**Work required**. Count the lines below that contain the word "styles", and reply with that number alone.

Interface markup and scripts
———

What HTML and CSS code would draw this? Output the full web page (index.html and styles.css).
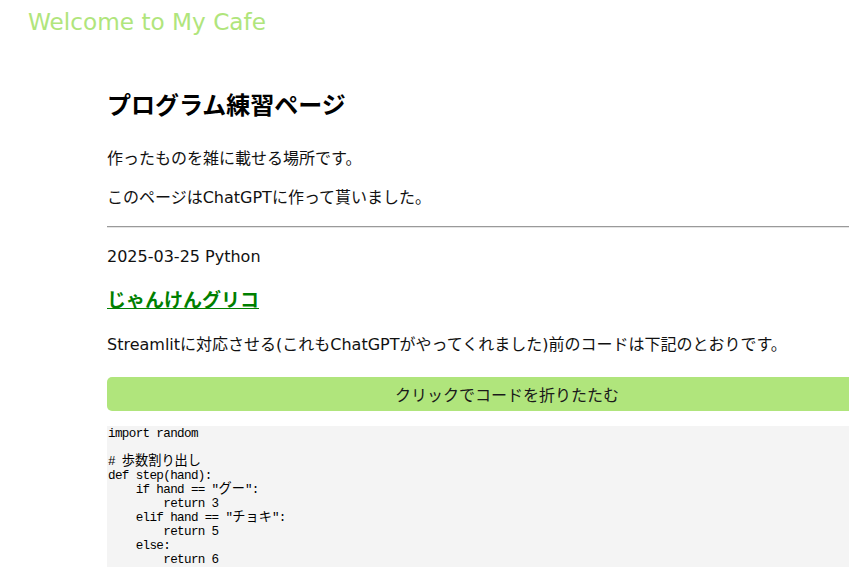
FILE: index.html
```html
<!DOCTYPE html>
<html lang="ja">
<head>
<meta charset="utf-8">
<title>Welcome to My Cafe</title>
<link rel="stylesheet" href="styles.css">
</head>
<body>
<header class="site-header">
  <div class="site-title">Welcome to My Cafe</div>
</header>
<main class="content">
  <h1 class="page-title">プログラム練習ページ</h1>
  <p class="intro first">作ったものを雑に載せる場所です。</p>
  <p class="intro">このページはChatGPTに作って貰いました。</p>
  <hr class="divider">
  <article class="post">
    <p class="post-meta">2025-03-25 Python</p>
    <h2 class="post-title"><a href="#">じゃんけんグリコ</a></h2>
    <p class="post-desc">Streamlitに対応させる(これもChatGPTがやってくれました)前のコードは下記のとおりです。</p>
    <button class="toggle" type="button">クリックでコードを折りたたむ</button>
    <pre class="code">import random

# <span class="w">歩数割り出し</span>
def step(hand):
    if hand == "<span class="w">グー</span>":
        return 3
    elif hand == "<span class="w">チョキ</span>":
        return 5
    else:
        return 6
</pre>
  </article>
</main>
</body>
</html>
```
FILE: styles.css
```css
html {
  overflow: hidden;
}
body {
  margin: 0;
  background: #ffffff;
  color: #111111;
  font-family: "DejaVu Sans", "Noto Sans CJK JP", sans-serif;
}
.site-header {
  padding: 8px 28px 0;
}
.site-title {
  font-size: 23.2px;
  line-height: 28px;
  color: #b0e57c;
}
.content {
  width: 800px;
  margin-left: 107px;
  padding-top: 55px;
}
.page-title {
  margin: 0;
  font-size: 24px;
  line-height: 30px;
  font-weight: bold;
  color: #000000;
}
.intro {
  margin: 16px 0 0;
  font-size: 16px;
  line-height: 23px;
}
.intro.first {
  margin-top: 26px;
}
.divider {
  margin: 17px 0 0;
  height: 0;
  border: none;
  border-top: 1px solid #9a9a9a;
  border-bottom: 1px solid #e4e4e4;
}
.post-meta {
  margin: 17px 0 0;
  font-size: 16px;
  line-height: 23px;
}
.post-title {
  margin: 18px 0 0;
  font-size: 19px;
  line-height: 28px;
  font-weight: bold;
}
.post-title a {
  color: #008000;
  text-decoration: underline;
}
.post-desc {
  margin: 19px 0 0;
  font-size: 16px;
  line-height: 23px;
}
.toggle {
  display: block;
  width: 100%;
  height: 34px;
  margin-top: 21px;
  border: none;
  border-radius: 5px;
  background: #b0e57c;
  color: #1a1a1a;
  font-family: "DejaVu Sans", "Noto Sans CJK JP", sans-serif;
  font-size: 16px;
  padding: 0;
}
.code {
  margin: 15px 0 0;
  padding: 1px 1px 0;
  background: #f4f4f4;
  font-family: "Liberation Mono", "Noto Sans CJK JP", monospace;
  font-size: 12.6px;
  letter-spacing: -0.65px;
  line-height: 14px;
  color: #000000;
}
.code .w {
  font-family: "Noto Sans CJK JP", sans-serif;
  font-size: 13.2px;
  letter-spacing: 0;
  line-height: 9px;
}
```
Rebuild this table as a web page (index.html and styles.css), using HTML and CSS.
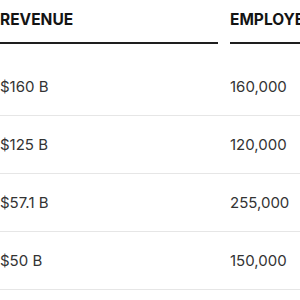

———

**Expected answer**. 4